Through no fault of its own, the Commonwealth Bank has continued the unfortunate tradition of retail shareholders doing worse than big institutions in capital raisings.
And the foreign investment banks which under-wrote the record $5-billion raising, UBS and Morgan Stanley, also managed to make a last-minute timing change that worsened the outcome but set a precedent for an important reform.
Worried about a dive on Wall Street on Friday night, UBS and Morgan Stanley persuaded the CBA board to suspend trading and agree to a fast sale of the $1.5 billion retail shortfall on Friday, rather than today as had been previously announced.
The statement claimed this was due to “market conditions”.
CBA today announced it had cleared the $1.5 billion shortfall at $73.50, a $2 premium to the $71.50 entitlement offer price, and a 2.17% discount to Thursday night’s closing price of $75.13.
Despite the rush, this was a marginally better outcome than the 2.23% discount NAB achieved when it sold a $900 million parcel of shares from its retail shortfall in June.
The Dow Jones Industrial Average ended up jumping 102.69 points, or 0.63%, to close at 16,433 on Friday night, which partly explains why CBA shares settled marginally higher in morning trade. CBA shares are now trading down 1% for the day (as at midday): minus 88 cents to $74.25.
CBA used the fairest form of capital raising (a PAITREO structure) and was, to some extent, mugged by market volatility as it was priced at a skinny 10% discount to market, and then got hit by an 8% drop in the market during the offer period.
Bringing forward the retail auction highlights, at one level, how little interest under-writing investment banks have in the financial affairs of retail investors.
They don’t care that more than 500,000 CBA retail shareholders shunned the 1-for-23 offer at $71.50 and will only receive $2 for their rights on September 22.
It doesn’t change their $67 million in fees, and they have no incentive to try to maximise the compensation to retail investors.
Non-participating institutional investors have already received their much better $6.50 per share in compensation, which was paid on August 25.
News Corp columnist Terry McCrann has been covering the capital raisings story more aggressively and comprehensively than anyone in recent times.
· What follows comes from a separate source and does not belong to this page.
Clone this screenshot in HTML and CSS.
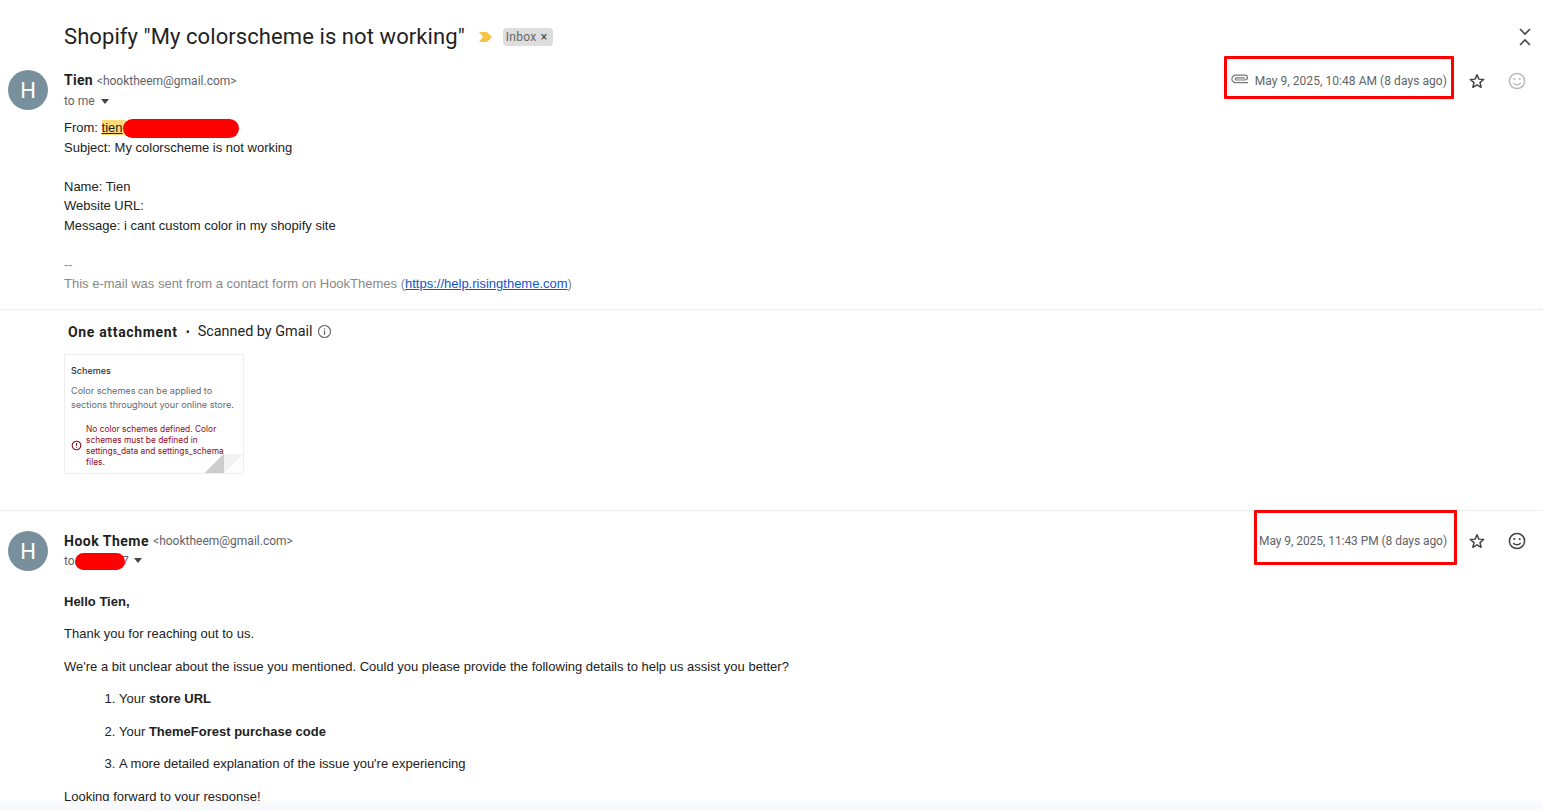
FILE: index.html
```html
<!DOCTYPE html>
<html lang="en">
<head>
<meta charset="utf-8">
<title>Shopify "My colorscheme is not working"</title>
<link rel="stylesheet" href="styles.css">
</head>
<body>
<div class="viewport">
  <header class="subject-row">
    <h1 class="subject">Shopify "My colorscheme is not working"</h1>
    <svg class="importance" width="14" height="12" viewBox="0 0 14 12"><path d="M0 1h8l5 5-5 5H0l4-5z" fill="#f6c344"/></svg>
    <span class="chip">Inbox <span class="chip-x">×</span></span>
    <svg class="collapse" width="14" height="20" viewBox="0 0 14 20"><path d="M2 2l5 5 5-5M2 18l5-5 5 5" fill="none" stroke="#444" stroke-width="1.6"/></svg>
  </header>

  <article class="message first">
    <div class="avatar">H</div>
    <div class="message-main">
      <div class="meta">
        <div class="who">
          <div class="from"><b>Tien</b> <span class="addr">&lt;hooktheem@gmail.com&gt;</span></div>
          <div class="to">to me <span class="caret"></span></div>
        </div>
        <div class="actions">
          <svg class="clip" width="18" height="11" viewBox="0 0 18 11"><path d="M17 8.6H4.6a3.6 3.6 0 0 1 0-7.4H14a2.3 2.3 0 0 1 0 4.8H5.4a1 1 0 0 1 0-2.2H14" fill="none" stroke="#777" stroke-width="1.2"/></svg>
          <span class="date">May 9, 2025, 10:48 AM (8 days ago)</span>
          <svg class="star" width="18" height="18" viewBox="0 0 24 24"><path d="M12 3.6l2.5 5.9 6.4.5-4.9 4.2 1.5 6.2L12 17.1l-5.5 3.3L8 14.2 3.1 10l6.4-.5z" fill="none" stroke="#444" stroke-width="2" stroke-linejoin="round"/></svg>
          <svg class="smile" width="20" height="20" viewBox="0 0 20 20"><circle cx="10" cy="10" r="7.6" fill="none" stroke="#bbb" stroke-width="1.5"/><circle cx="7.3" cy="8" r="1.1" fill="#bbb"/><circle cx="12.7" cy="8" r="1.1" fill="#bbb"/><path d="M6.3 11.8c1.8 2.6 5.6 2.6 7.4 0" fill="none" stroke="#bbb" stroke-width="1.4"/></svg>
        </div>
      </div>
      <div class="body-text">
        <div>From: <span class="hl">tien</span></div>
        <div>Subject: My colorscheme is not working</div>
        <br>
        <div>Name: Tien</div>
        <div>Website URL:</div>
        <div>Message: i cant custom color in my shopify site</div>
        <br>
        <div class="muted">--</div>
        <div class="muted">This e-mail was sent from a contact form on HookThemes (<a href="#">https://help.risingtheme.com</a>)</div>
      </div>
    </div>
  </article>

  <section class="attachments">
    <div class="attach-head"><b>One attachment</b><span class="dot">•</span><span class="scanned">Scanned by Gmail</span>
      <svg width="15" height="15" viewBox="0 0 16 16"><circle cx="8" cy="8" r="6.4" fill="none" stroke="#5f6368" stroke-width="1.2"/><path d="M8 7v4.4M8 4.4v1.4" stroke="#5f6368" stroke-width="1.3"/></svg>
    </div>
    <div class="thumb">
      <div class="thumb-title">Schemes</div>
      <p class="thumb-desc">Color schemes can be applied to sections throughout your online store.</p>
      <div class="thumb-error">
        <svg width="11" height="11" viewBox="0 0 12 12"><circle cx="6" cy="6" r="4.7" fill="none" stroke="#8e0b21" stroke-width="1.2"/><path d="M6 3.2v3.4M6 7.8v1" stroke="#8e0b21" stroke-width="1.2"/></svg>
        <p>No color schemes defined. Color schemes must be defined in settings_data and settings_schema files.</p>
      </div>
      <div class="fold"></div>
    </div>
  </section>

  <article class="message second">
    <div class="avatar">H</div>
    <div class="message-main">
      <div class="meta">
        <div class="who">
          <div class="from"><b>Hook Theme</b> <span class="addr">&lt;hooktheem@gmail.com&gt;</span></div>
          <div class="to to-2">to <span class="hidden-name">7</span> <span class="caret"></span></div>
        </div>
        <div class="actions">
          <span class="date">May 9, 2025, 11:43 PM (8 days ago)</span>
          <svg class="star" width="18" height="18" viewBox="0 0 24 24"><path d="M12 3.6l2.5 5.9 6.4.5-4.9 4.2 1.5 6.2L12 17.1l-5.5 3.3L8 14.2 3.1 10l6.4-.5z" fill="none" stroke="#444" stroke-width="2" stroke-linejoin="round"/></svg>
          <svg class="smile" width="20" height="20" viewBox="0 0 20 20"><circle cx="10" cy="10" r="7.6" fill="none" stroke="#444" stroke-width="1.5"/><circle cx="7.3" cy="8" r="1.1" fill="#444"/><circle cx="12.7" cy="8" r="1.1" fill="#444"/><path d="M6.3 11.8c1.8 2.6 5.6 2.6 7.4 0" fill="none" stroke="#444" stroke-width="1.4"/></svg>
        </div>
      </div>
      <div class="reply">
        <p><b>Hello Tien,</b></p>
        <p>Thank you for reaching out to us.</p>
        <p>We're a bit unclear about the issue you mentioned. Could you please provide the following details to help us assist you better?</p>
        <ol>
          <li>Your <b>store URL</b></li>
          <li>Your <b>ThemeForest purchase code</b></li>
          <li>A more detailed explanation of the issue you're experiencing</li>
        </ol>
        <p>Looking forward to your response!</p>
      </div>
    </div>
  </article>

  <div class="mark mark-a"></div>
  <div class="mark mark-b"></div>
  <div class="box box-a"></div>
  <div class="box box-b"></div>
</div>
</body>
</html>
```
FILE: styles.css
```css
* { box-sizing: border-box; }
html, body { margin: 0; height: 100%; overflow: hidden; background: #f8fafd; }
body { font-family: "Liberation Sans", Arial, sans-serif; color: #222; }
.viewport { position: relative; height: 801px; background: #fff; overflow: hidden; }

.subject-row { display: flex; align-items: center; height: 70px; padding: 4px 10px 0 64px; }
.subject { margin: 0; font: 400 22px/28px Roboto, sans-serif; color: #1f1f1f; letter-spacing: .08px; }
.importance { margin-left: 14px; }
.chip { margin-left: 10px; width: 50px; height: 18px; padding: 0 0 0 3px; background: #ddd; border-radius: 4px; font: 12px/18px Roboto, sans-serif; letter-spacing: .3px; color: #666; white-space: nowrap; }
.chip-x { color: #444; margin-left: 1px; }
.collapse { margin-left: auto; margin-right: 1px; }

.message { display: flex; }
.avatar { flex: none; width: 40px; height: 40px; margin: 0 16px 0 8px; border-radius: 50%; background: #78909c; color: #fff; font: 400 22px/41px Roboto, sans-serif; text-align: center; }
.message-main { flex: 1; min-width: 0; }
.meta { display: flex; justify-content: space-between; height: 48px; }
.from { display: flex; gap: 4px; height: 21px; font-size: 13px; line-height: 20px; }
.first .from { align-items: baseline; }
.from b { font: 700 14px/20px Roboto, sans-serif; letter-spacing: .5px; color: #1f1f1f; }
.first .from b { letter-spacing: .25px; }
.addr { font: 400 12px/20px Roboto, sans-serif; color: #5f6368; }
.to { font: 400 12px/20px Roboto, sans-serif; color: #5f6368; display: flex; align-items: center; gap: 3px; }
.to-2 { gap: 0; margin-top: -1px; }
.hidden-name { width: 54px; text-align: right; padding-left: 4px; }
.caret { display: inline-block; margin-left: 3px; border: 4px solid transparent; border-top: 5px solid #444; border-bottom: 0; }
.to-2 .caret { margin-left: 5px; }
.actions { display: flex; align-items: center; height: 22px; padding-right: 16px; }
.date { font: 400 12px/20px Roboto, sans-serif; color: #5f6368; }
.clip { flex: none; margin-right: 6px; margin-top: -3px; }
.first .date { letter-spacing: .06px; }
.second .date { letter-spacing: -.06px; }
.second .actions { margin-top: -1px; }
.star { margin-left: 21px; }
.smile { margin-left: 21px; }

.body-text { font-size: 13px; line-height: 19.5px; color: #222; }
.hl { background: #ffd97a; text-decoration: underline; display: inline-block; width: 24px; line-height: 15px; }
.muted { color: #888; }
a { color: #15c; }

.attachments { margin-top: 15px; border-top: 1px dotted #e6e6e6; padding: 12px 0 0 64px; height: 202px; border-bottom: 1px solid #eee; }
.attach-head { display: flex; align-items: center; gap: 7px; height: 20px; padding-left: 4px; font: 400 14px/20px Roboto, sans-serif; color: #1f1f1f; }
.attach-head b { font-weight: 700; letter-spacing: .66px; }
.attach-head .dot { margin: 0 1px; font-size: 12px; }
.scanned { font-size: 14.4px; margin: 1px 0 0 0; }
.attach-head svg { margin-left: -2px; }
.thumb { position: relative; width: 180px; height: 120px; margin-top: 12px; padding: 10px 6px; border: 1px solid #eee; font-family: Inter, sans-serif; overflow: hidden; }
.thumb-title { font-size: 9px; font-weight: 500; line-height: 12px; color: #303030; }
.thumb-desc { margin: 7px 0 0; font-size: 9.1px; line-height: 14px; color: #616a75; width: 170px; }
.thumb-error { display: flex; align-items: center; gap: 4px; margin: 12px -4px 0 0; }
.thumb-error svg { flex: none; }
.thumb-error p { margin: 0; font-size: 8.4px; line-height: 11px; color: #8e0b21; }
.fold { position: absolute; right: -1px; bottom: -1px; width: 40px; height: 20px; clip-path: polygon(0 100%, 20px 0, 100% 0, 20px 100%); background: linear-gradient(to right, #ccc 0 20px, #f3f3f3 20px); }

.second { padding-top: 20px; }
.reply { font-size: 13px; line-height: 20px; color: #222; margin-top: 13px; }
.reply p { margin: 0 0 12.5px; }
.reply ol { margin: 0; padding-left: 55px; }
.reply li { margin-bottom: 12.5px; }

.mark { position: absolute; height: 19px; background: #f00; border-radius: 10px; }
.mark-a { left: 123px; top: 119px; width: 116px; }
.mark-b { left: 75px; top: 553px; width: 50px; height: 17px; }
.box { position: absolute; border: 3px solid #f00; border-radius: 1px; }
.box-a { left: 1224px; top: 56px; width: 230px; height: 43px; }
.box-b { left: 1254px; top: 510px; width: 203px; height: 55px; }
```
He ripped into the ANZ and CBA boards in The Weekend Australian, although it was a little unfair to both banks.
For starters, ANZ copped a bollocking for doing a placement, but in hindsight this worked out better for retail investors because those circa 70,000 shareholders who participated in the uncapped $720 million share purchase plan (SPP) paid just $26.50, a handy 14% discount to the $30.95 paid by institutions in the earlier $2.5 billion placement.
McCrann is right that non-participating ANZ retail investors have been diluted, but that’s fine if someone wants to come along and pay a premium for new shares, which is what hindsight now tells us the participants in the ANZ placement have done.
It might have been easier for the CBA board to follow the lead of Westpac and ride out the APRA demands for higher capital reserves. Alternatively, the board could also have just taken a one-off dividend holiday rather than paying out $3.6 billion, as was suggested in this Crikey piece back in August.
In what is an unprecedented capital merry-go-round, the biggest dividend in Australian history will be paid on October 1, just seven days after institutions have given the bank $1.5 billion from the biggest retail shortfall offer in history.
Given that the majority of entitlement offers, including the preferred PAITREO model, are tending to lead to inferior outcomes for retail investors, we need one final tweak to the system.
If market conditions are buoyant, which they normally are when a capital raising is launched, why not pre-sell some of the anticipated retail shortfall into the institutional shortfall auction, which is typically only about 5% of the available shares?
For instance, if CBA had sold an extra $500 million worth of shares into its $230 million institutional shortfall offer, the compensation figure would have held very close to $6.50 and then the final shortfall auction would have been for $1 billion shares rather than $1.5 billion and the payout would have been $3.33 rather than $2.
If, by some fluke, an issuer pre-sold more shares than were left unsubscribed by retail investors, these could just be treated like any other institutional placement that is twinned with an entitlement offer.
The biggest problem here is that no one has an incentive to look after retail investors.
Investment banks are paid to get market timing issues right. I’d happily let boards pay them a 5% commission on the retail bookbuild premium, whilst also giving them flexibility to determine the timing of when these shares are sold.
CBA deserves credit for allowing 12 days of market trading for the retail rights for the monster $2.9 billion issue. Turnover equated to 15.5% of the available rights and these cleared at an average $4.85.
Those who got out on market did better than those who waited until the end, but at least everyone was given that option.
I don’t know why so many retail shareholders refused the offer. I regarded it as a ‘no-brainer’ to accept my entitlement.